The Saudi-led military operation in Yemen is shifting gears, moving from airstrikes against Houthi rebels to a new phase that would include diplomatic and political efforts alongside military operations, Saudi military spokesman Brig.-Gen. Ahmed Asiri said.
"The coalition will continue to prevent the movement of Houthi militias from moving or undertaking any operations inside Yemen," Asiri said at a news briefing in Riyadh.
He said coalition airstrikes had destroyed the ballistic missiles operated by the Shiite Houthis.
The official Saudi Press Agency said operation "Decisive Storm" would end at midnight Wednesday and would give way to an operation being dubbed "Renewal of Hope." It said the move came after a request from Yemeni President Abed Raboo Mansour Hadi.
Al-Arabiya quoted a Saudi Defense Ministry statement saying the move does not indicate a cease-fire against the Houthis. The Saudi-backed network also reported that Saudi King Salman ordered his country's National Guard to take part in the military campaign in Yemen.
The move, NPR's Leila Fadel tells All Things Considered, is a surprise. And, she says, it's unclear how much the airstrikes have hurt the Houthis who have continued to advance, and whose leader vowed Monday that they would never surrender.

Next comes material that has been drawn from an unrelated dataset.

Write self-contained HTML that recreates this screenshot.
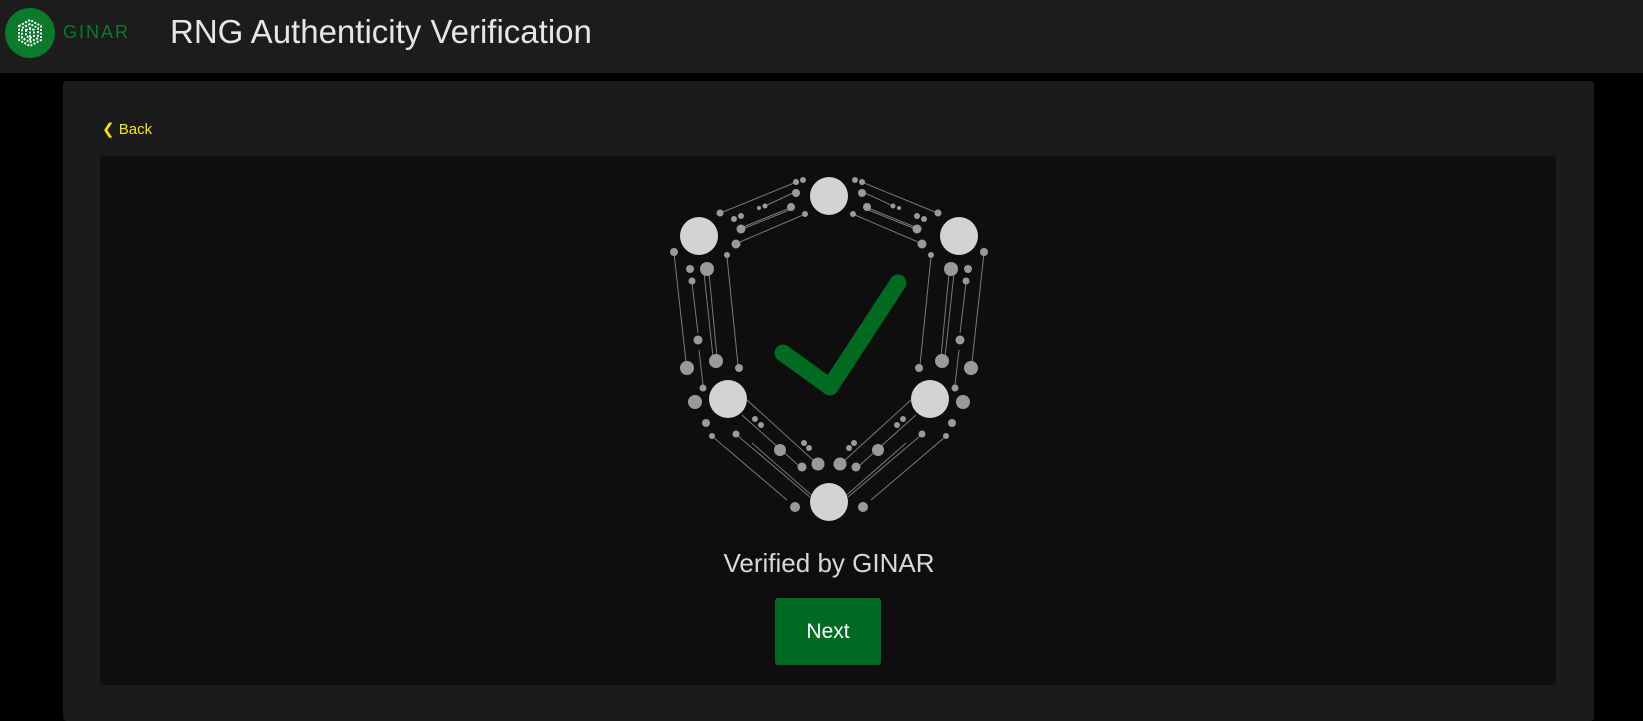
<!DOCTYPE html>
<html><head><style>
body{margin:0;width:1643px;height:716px;background:#000;overflow:hidden;font-family:"Liberation Sans",Roboto,sans-serif;position:relative}
.hdr{position:absolute;left:0;top:0;width:1643px;height:73px;background:#1c1c1c}
.logo{position:absolute;left:5px;top:8px;width:50px;height:50px;border-radius:50%;background:#0b7a2a}
.gin{position:absolute;left:63px;top:22px;color:#0b7a2a;font-size:18px;letter-spacing:2px}
.title{position:absolute;left:170px;top:13px;color:#e6e6e6;font-size:33px}
.panel{position:absolute;left:63px;top:81px;width:1531px;height:640px;background:#1b1b1b;border-radius:4px}
.back{position:absolute;left:102px;top:120px;color:#f5e400;font-size:15px}
.inner{position:absolute;left:100px;top:156px;width:1456px;height:529px;background:#0e0e0e;border-radius:4px}
.ver{position:absolute;left:0;width:1658px;top:548px;text-align:center;color:#d8d8d8;font-size:26px}
.btn{position:absolute;left:775px;top:598px;width:106px;height:67px;background:#006b22;border-radius:3px;color:#fff;font-size:21px;text-align:center;line-height:67px}
</style></head><body>
<div class="hdr">
<div class="logo"><svg width="50" height="50" viewBox="0 0 50 50"><g stroke="#fff" stroke-width="2" stroke-dasharray="2 1.5" fill="none"><path d="M14 18 L25 12 L36 18 L36 32 L25 38 L14 32Z"/><path d="M17 20 L25 16 L33 20 L33 30 L25 34 L17 30Z"/><path d="M21 22 L25 20 L29 22 L29 28 L25 30 L21 28Z"/><path d="M25 20 V34"/></g></svg></div>
<div class="gin">GINAR</div>
<div class="title">RNG Authenticity Verification</div>
</div>
<div class="panel"></div>
<div class="back">&#10094; Back</div>
<div class="inner"></div>
<svg style="position:absolute;left:0;top:0" width="1643" height="716">
<defs><g id="h">
<g stroke="#7a7a7a" stroke-width="1" fill="none">
<path d="M723 212L794 183M743 227L790 208M745 228L792 209M740 242L803 215M765 206L793 193M674 253L686 362M692 283L698 333M704 273L713 357M709 273L717 357M727 257L738 365M699 350L703 385M747 400L813 460M742 415L798 465M713 437L787 500M738 436L810 497M752 443L817 500"/>
</g>
<g fill="#9a9a9c">
<circle cx="803" cy="180" r="3"/><circle cx="796" cy="182" r="3"/><circle cx="796" cy="193" r="4"/><circle cx="791" cy="207" r="4"/><circle cx="805" cy="214" r="3"/><circle cx="765" cy="206" r="2.5"/><circle cx="759" cy="208" r="2"/><circle cx="741" cy="229" r="4.5"/><circle cx="736" cy="244" r="4.5"/><circle cx="741" cy="216" r="3"/><circle cx="734" cy="219" r="3"/><circle cx="720" cy="213" r="3.5"/><circle cx="674" cy="252" r="4"/><circle cx="690" cy="269" r="4"/><circle cx="707" cy="269" r="7"/><circle cx="692" cy="281" r="3.5"/><circle cx="727" cy="255" r="3"/><circle cx="698" cy="340" r="4.5"/><circle cx="687" cy="368" r="7"/><circle cx="716" cy="361" r="7"/><circle cx="739" cy="368" r="4"/><circle cx="703" cy="388" r="3.5"/><circle cx="695" cy="402" r="7"/><circle cx="706" cy="423" r="4"/><circle cx="712" cy="436" r="3"/><circle cx="736" cy="434" r="3.5"/><circle cx="755" cy="419" r="3"/><circle cx="761" cy="425" r="3"/><circle cx="780" cy="450" r="6"/><circle cx="802" cy="467" r="4.5"/><circle cx="818" cy="464" r="6.5"/><circle cx="804" cy="443" r="3"/><circle cx="809" cy="448" r="3"/><circle cx="795" cy="507" r="5"/>
</g>
<g fill="#d3d3d5"><circle cx="699" cy="236" r="19"/><circle cx="728" cy="399" r="19"/></g>
</g></defs>
<use href="#h"/>
<g transform="translate(1658,0) scale(-1,1)"><use href="#h"/></g>
<circle cx="829" cy="196" r="19" fill="#d3d3d5"/>
<circle cx="829" cy="502" r="19" fill="#d3d3d5"/>
<path d="M783 353L830 387L898 283" stroke="#026b22" stroke-width="17" fill="none" stroke-linecap="round" stroke-linejoin="round"/>
</svg>
<div class="ver">Verified by GINAR</div>
<div class="btn">Next</div>
</body></html>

The Saudi-led airstrikes began almost a month ago and, as Leila reported Monday, while there are concerns internationally "about increasing casualties and questions about the strategy in the Saudi operation, which is receiving help from the U.S., among others ... at home in the kingdom, the war has sparked a patriotic fervor that's noticeable just about everywhere you turn."